◆ Data lines ◆
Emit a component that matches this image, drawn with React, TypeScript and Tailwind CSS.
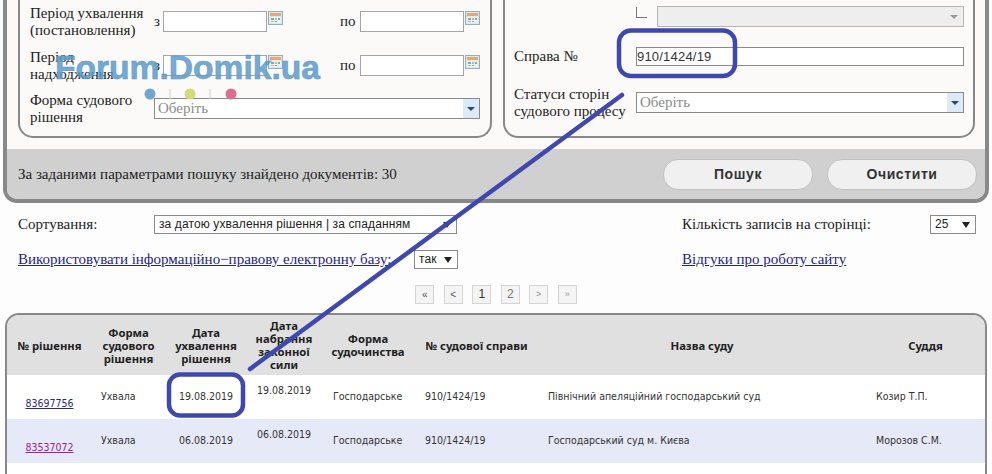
const serif = "font-['Liberation_Serif',serif] text-[15px] leading-[17px] text-[#222]"

function CalendarIcon() {
  return (
    <svg width="15" height="14" viewBox="0 0 15 14" className="ml-px shrink-0">
      <rect x="0.5" y="0.5" width="14" height="13" fill="#dbe8ee" stroke="#8fb0c0" />
      <rect x="2" y="2" width="11" height="3" fill="#e9a673" />
      <rect x="2" y="6" width="11" height="6" fill="#eef2ee" />
      <rect x="3" y="7" width="3" height="2" fill="#8aa6a0" />
      <rect x="7" y="7" width="2" height="2" fill="#a8c29a" />
      <rect x="10" y="7" width="2" height="2" fill="#8aa6a0" />
      <rect x="3" y="10" width="3" height="1" fill="#a8c29a" />
      <rect x="7" y="10" width="2" height="1" fill="#8aa6a0" />
    </svg>
  )
}

function DateInput() {
  return (
    <div className="h-[21px] flex items-start shrink-0">
      <div className="w-[104px] h-[21px] bg-white border border-[#a5a5a5]" />
      <CalendarIcon />
    </div>
  )
}

function ChooseSelect({ width }: { width: string }) {
  return (
    <div className={`${width} h-[21px] bg-white border border-[#8a8a8a] flex items-center justify-between shrink-0`}>
      <span className="pl-[3px] font-['Liberation_Serif',serif] text-[15px] text-[#8a8a8a]">Оберіть</span>
      <span className="w-4 h-full bg-[#dce9f6] flex items-center justify-center">
        <span className="w-0 h-0 border-x-[4px] border-x-transparent border-t-[4px] border-t-[#2b4a78]" />
      </span>
    </div>
  )
}

function PageButton({ label, tone }: { label: string; tone: string }) {
  return (
    <span className={`w-[19px] h-[19px] bg-[#f4f4f4] border border-[#d4d4d4] flex items-center justify-center font-['Liberation_Sans',sans-serif] ${tone}`}>
      {label}
    </span>
  )
}

function NativeSelect({ value, width }: { value: string; width: string }) {
  return (
    <div className={`${width} h-[19px] bg-white border border-[#8a8a8a] flex items-center justify-between pl-[4px] pr-[5px] font-['Liberation_Sans',sans-serif] text-[12px] text-[#222] tracking-[0.12px] shrink-0`}>
      <span>{value}</span>
      <span className="w-0 h-0 border-x-[4px] border-x-transparent border-t-[6px] border-t-[#222]" />
    </div>
  )
}

const rows = [
  { id: "83697756", date: "19.08.2019", court: "Північний апеляційний господарський суд", judge: "Козир Т.П.", link: "text-[#2a2a80]", bg: "bg-white" },
  { id: "83537072", date: "06.08.2019", court: "Господарський суд м. Києва", judge: "Морозов С.М.", link: "text-[#a0209a]", bg: "bg-[#e6e9f8]" },
]

export default function App() {
  return (
    <div className="relative w-[992px] h-[474px] overflow-hidden bg-[#fdfdfd]">
      {/* Search form */}
      <div className="mx-[3px] h-[203px] bg-[#fbfaf8] border-x-4 border-b-4 border-[#888] rounded-b-[14px] overflow-hidden flex flex-col">
        <div className={`${serif} h-[149px] flex gap-[11px] pl-[11px] shrink-0`}>
          {/* Left fieldset */}
          <div className="w-[474px] h-[138px] border-x-2 border-b-2 border-[#888] rounded-b-[15px] pl-[10px] pt-[4px] flex flex-col gap-[9px]">
            <div className="h-[35px] flex items-center">
              <div className="w-[124px]">Період ухвалення (постановлення)</div>
              <span className="w-[9px]">з</span>
              <DateInput />
              <span className="ml-[57px] w-[20px]">по</span>
              <DateInput />
            </div>
            <div className="h-[35px] flex items-center">
              <div className="w-[110px] mr-[14px]">Період надходження</div>
              <span className="w-[9px]">з</span>
              <DateInput />
              <span className="ml-[57px] w-[20px]">по</span>
              <DateInput />
            </div>
            <div className="h-[35px] -mt-px flex items-center">
              <div className="w-[124px]">Форма судового рішення</div>
              <ChooseSelect width="w-[326px]" />
            </div>
          </div>
          {/* Right fieldset */}
          <div className="w-[472px] h-[138px] border-x-2 border-b-2 border-[#888] rounded-b-[15px] pl-[9px] pt-[6px] flex flex-col">
            <div className="h-[21px] flex pl-[122px]">
              <span className="w-[11px] h-[11px] mt-px mr-[10px] border-l border-b border-[#777]" />
              <div className="w-[307px] h-[21px] bg-[#eeeeee] border border-[#b5b5b5] flex items-center justify-end pr-[5px]">
                <span className="w-0 h-0 border-x-[4px] border-x-transparent border-t-[4px] border-t-[#999]" />
              </div>
            </div>
            <div className="h-[19px] mt-[20px] flex items-center">
              <div className="w-[122px]">Справа №</div>
              <div className="w-[328px] h-[19px] bg-white border border-[#8a8a8a] flex items-center font-['Liberation_Sans',sans-serif] text-[13px] text-[#333] tracking-[0.2px]">910/1424/19</div>
            </div>
            <div className="h-[21px] mt-[26px] flex items-center">
              <div className="w-[122px] shrink-0">Статуси сторін судового процесу</div>
              <ChooseSelect width="w-[328px]" />
            </div>
          </div>
        </div>
        <div className="flex-1 bg-[#d0d0d0] flex items-center justify-between pl-[11px] pr-[8px]">
          <span className={serif}>За заданими параметрами пошуку знайдено документів: 30</span>
          <div className="flex gap-[14px]">
            <button className="w-[150px] h-[31px] rounded-[15px] bg-[#f0f0f0] border border-[#c0c0c0] font-['Liberation_Sans',sans-serif] font-bold text-[14px] tracking-[0.6px] text-[#333]">Пошук</button>
            <button className="w-[150px] h-[31px] rounded-[15px] bg-[#f0f0f0] border border-[#c0c0c0] font-['Liberation_Sans',sans-serif] font-bold text-[14px] tracking-[0.6px] text-[#333]">Очистити</button>
          </div>
        </div>
      </div>

      {/* Sort options */}
      <div className={`${serif} px-[18px] pt-[12px] h-[110px]`}>
        <div className="grid grid-cols-[664px_1fr] gap-y-[16px]">
          <div className="h-[19px] flex items-center">
            <span className="w-[136px]">Сортування:</span>
            <NativeSelect value="за датою ухвалення рішення | за спаданням" width="w-[303px]" />
          </div>
          <div className="h-[19px] flex items-center">
            <span className="w-[248px]">Кількість записів на сторінці:</span>
            <NativeSelect value="25" width="w-[46px]" />
          </div>
          <div className="h-[19px] flex items-center">
            <a className="w-[396px] underline text-[#24248c] whitespace-nowrap">Використовувати інформаційно−правову електронну базу:</a>
            <NativeSelect value="так" width="w-[44px]" />
          </div>
          <div className="h-[19px] flex items-center">
            <a className="underline text-[#24248c]">Відгуки про роботу сайту</a>
          </div>
        </div>
        <div className="mt-[16px] flex justify-center gap-[9.5px]">
          <PageButton label="«" tone="text-[10px] text-[#555]" />
          <PageButton label="<" tone="text-[10px] text-[#555]" />
          <PageButton label="1" tone="text-[12px] text-[#333]" />
          <PageButton label="2" tone="text-[12px] text-[#777]" />
          <PageButton label=">" tone="text-[9px] text-[#888]" />
          <PageButton label="»" tone="text-[9px] text-[#999]" />
        </div>
      </div>

      {/* Results table */}
      <div className="mx-[5px] h-[170px] border-x-2 border-t-2 border-[#888] rounded-t-[14px] overflow-hidden bg-white">
        <table className="w-full table-fixed border-collapse font-['DejaVu_Sans_Condensed','Noto_Sans',sans-serif] text-[10.5px] text-[#333]">
          <colgroup>
            <col className="w-[85px]" />
            <col className="w-[73px]" />
            <col className="w-[82px]" />
            <col className="w-[74px]" />
            <col className="w-[94px]" />
            <col className="w-[123px]" />
            <col className="w-[328px]" />
            <col />
          </colgroup>
          <thead>
            <tr className="h-[60px] bg-[#e0e0e0] font-['Noto_Sans',sans-serif] text-[11.3px] leading-[13px] font-bold text-[#222] text-center">
              <th>№ рішення</th>
              <th>Форма судового рішення</th>
              <th>Дата ухвалення рішення</th>
              <th>Дата набрання законної сили</th>
              <th>Форма судочинства</th>
              <th>№ судової справи</th>
              <th>Назва суду</th>
              <th>Суддя</th>
            </tr>
          </thead>
          <tbody>
            {rows.map((row) => (
              <tr key={row.id} className={`h-[44px] ${row.bg}`}>
                <td className="text-center pt-[14px]"><a className={`underline ${row.link}`}>{row.id}</a></td>
                <td className="pl-[9px]">Ухвала</td>
                <td className="text-center">{row.date}</td>
                <td className="text-center pb-[12px]">{row.date}</td>
                <td className="pl-[12px]">Господарське</td>
                <td className="pl-[10px]">910/1424/19</td>
                <td className="pl-[10px]">{row.court}</td>
                <td className="pl-[10px]">{row.judge}</td>
              </tr>
            ))}
          </tbody>
        </table>
      </div>

      {/* Forum watermark */}
      <div className="absolute left-[55px] top-[49px] font-['Liberation_Sans',sans-serif] font-bold text-[33.6px] leading-[38px] text-[#5c9bcb]/85 [-webkit-text-stroke:0.6px_#5c9bcb] whitespace-nowrap">Forum.Domik.ua</div>
      <svg className="absolute left-[140px] top-[85px]" width="100" height="18" viewBox="0 0 100 18">
        <circle cx="10" cy="9" r="5.5" fill="#6fa5d0" />
        <line x1="30" y1="4" x2="30" y2="14" stroke="#ccc" />
        <circle cx="50" cy="9" r="5.5" fill="#d5d97a" />
        <line x1="70" y1="4" x2="70" y2="14" stroke="#ccc" />
        <circle cx="91" cy="9" r="5.5" fill="#d9708f" />
      </svg>

      {/* Hand drawn annotation */}
      <svg className="absolute inset-0" width="992" height="474" viewBox="0 0 992 474" fill="none" stroke="#3f48ae">
        <rect x="619" y="30.5" width="116" height="45.5" rx="12" strokeWidth="4.5" />
        <line x1="622" y1="95" x2="250" y2="369" strokeWidth="4.5" strokeLinecap="round" />
        <rect x="169" y="374.5" width="74" height="41" rx="11" strokeWidth="4.5" />
      </svg>
    </div>
  )
}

◆ Written task ◆
Determine how many lines contain the word "drawn" and reply with that number alone.

◆ Reply to the task ◆
2